También conozco a un chico que no vive cerca de la base. Sin embargo, este vive cerca del monte y nos hace cuentos de los indocumentados que han llegado hasta su patio. Se la pasa por la universidad haciendo historias de la grandeza de Aguadilla y recordándonos que ese fue el lugar por el que Cristóbal Colón entró a Puerto Rico. Yo todavía creo que entró por Aguada. Lo conozco desde hace un año y hemos tomado muchísimas clases juntos. Siempre busca cómo impresionarnos con sus habilidades con el yoyo y hasta fue a un programa en Miami a hacer trucos con el aparatito. Otra cosa que lo caracteriza es su afición por la escena del rock indie local. No hay nada sobre ese tipo de música que él no pueda responder. Probablemente esa sea otra de las cosas que le provee su condición de aguadillano, el Indie Rock Fest se celebraba por allá.
Siempre lo había visto como el compañero rarito, que insiste en hablar portugués europeo y que siempre se vacila mi acento pseudo-paulista. No fue hasta que un día tuvimos una conversación en la cual nos dimos cuenta que teníamos algo más que el portugués y el ruso en común: un futuro en Seúl, Corea. A partir de ese momento, el chico del yoyo y yo nos hicimos mucho más cercanos y hasta comenzamos a estudiar coreano juntos. No sé si siento alguna atracción por él pero siempre que me lo encuentro y hay alcohol de por medio ocurren cosas extrañas. Hace algunas semanas me lo encontré frente al Boricua. Yo estaba con dos amigas. Cuando me vio, decidió hacer alardes de sus dotes en el idioma ruso.
—Kakaya krasivaya devushka (Que nena más linda)
— Kakaya? (¿Cuál?)—le pregunté, pero no recibí respuesta alguna, de seguro no entendió.
Nuevamente, estaba siendo friendzoneada en proporciones gigantescas por otro aguadillano, que esta vez no era de los de la base. Decidí irme a beber resignada a que lo único que teníamos en común eran dos lenguas extranjeras y un futuro en el mismo lugar apartado. Estaba hablando con otro chico cuando de momento siento una voz familiar a mis espaldas. Era él. En ese momento, decide interrumpir mi conversación para decirme:
—Tenemos que planificar para que vayas a Aguadilla y que mami te cocine.
Sí, había conocido a su mamá hacía algunas semanas atrás y parecía que me había adorado. Lo que me estuvo curioso fue el timing de él para recordarme la invitación que me había hecho su mamá, justo cuando hablaba con otro. Pero, ¿no hacía apenas algunos minutos me estaba diciendo que le gustaba una de mis amigas? Otra vez un hombre del lejano oeste viene a perturbar a la capitalina. ¿Quien los entiende?

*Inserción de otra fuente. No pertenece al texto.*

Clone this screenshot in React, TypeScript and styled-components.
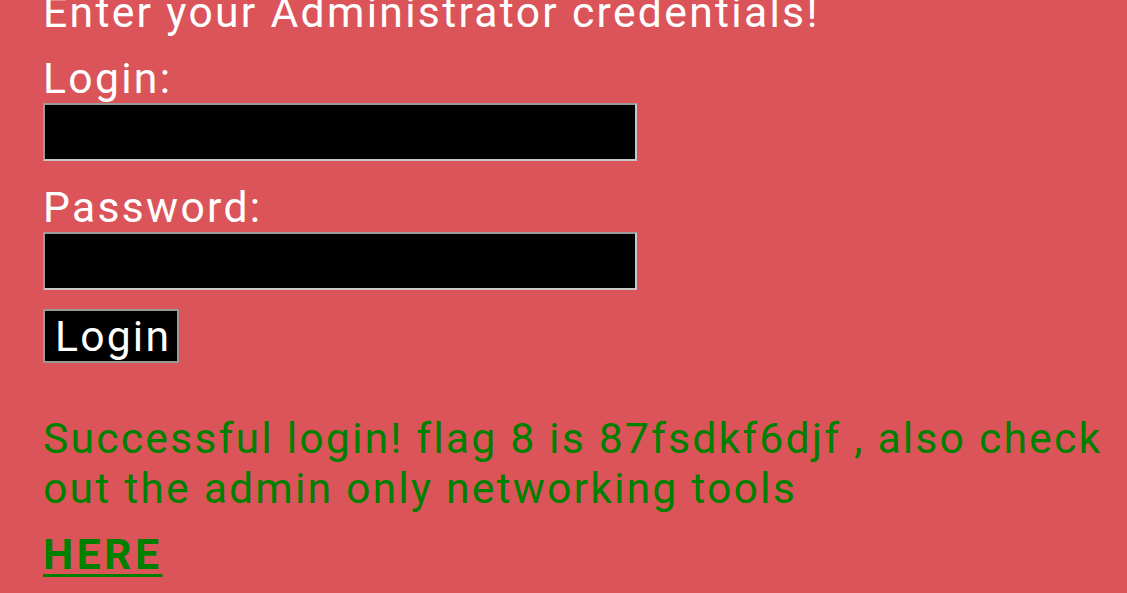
import React from "react";
import styled, { createGlobalStyle } from "styled-components";

const Global = createGlobalStyle`
  html, body {
    margin: 0;
    padding: 0;
    background: #db545a;
    overflow: hidden;
  }
  body {
    font-family: Roboto, "Liberation Sans", sans-serif;
  }
`;

const Page = styled.div`
  display: flex;
  flex-direction: column;
  align-items: flex-start;
  padding-left: 43px;
  margin-top: -13px;
  font-size: 42.67px;
  line-height: 50px;
  letter-spacing: 2.3px;
  color: #ffffff;
`;

const Heading = styled.div`
  margin-bottom: 16px;
`;

const Label = styled.label`
  display: block;
`;

const Field = styled.input<{ $gap: number }>`
  box-sizing: border-box;
  width: 594px;
  height: 58px;
  background: #000;
  border: 2px solid #9a9a9a;
  border-right-color: #c8c8c8;
  border-bottom-color: #c8c8c8;
  color: #fff;
  margin: 0 0 ${(p) => p.$gap}px 0;
  padding: 0;
  outline: none;
`;

const Button = styled.button`
  box-sizing: border-box;
  height: 54px;
  padding: 0 6px 0 10px;
  background: #000;
  color: #fff;
  border: 2px solid #9a9a9a;
  font-family: Roboto, "Liberation Sans", sans-serif;
  font-size: 42.67px;
  line-height: 50px;
  letter-spacing: 2.2px;
  margin-bottom: 50px;
`;

const Message = styled.p`
  margin: 0 0 16px 0;
  color: #008000;
  max-width: 1090px;
  letter-spacing: 2.2px;
`;

const Link = styled.a`
  color: #008000;
  font-weight: 700;
  letter-spacing: 3.5px;
  text-decoration: underline;
  text-decoration-thickness: 3px;
  text-underline-offset: 5px;
`;

export default function App() {
  return (
    <>
      <Global />
      <Page>
        <Heading>Enter your Administrator credentials!</Heading>
        <Label>Login:</Label>
        <Field $gap={21} type="text" />
        <Label>Password:</Label>
        <Field $gap={19} type="password" />
        <Button>Login</Button>
        <Message>
          Successful login! flag 8 is 87fsdkf6djf , also check out the admin only networking tools
        </Message>
        <Link href="#">HERE</Link>
      </Page>
    </>
  );
}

Si me preguntaran con que frase describiría a un aguadillano diría sin titubear: “no comen ni dejan comer”. He aquí la historia de dos aguadillanos que lo han hecho conmigo. Pareciese que me han friendzoneado de la manera más absurda, sin embargo, cuando me ven con otros, algún comentario tienen que hacer para marcar territorio. Me jode la vida que quieran marcar territorio. Cualquiera diría que mi segundo nombre es Aguadilla.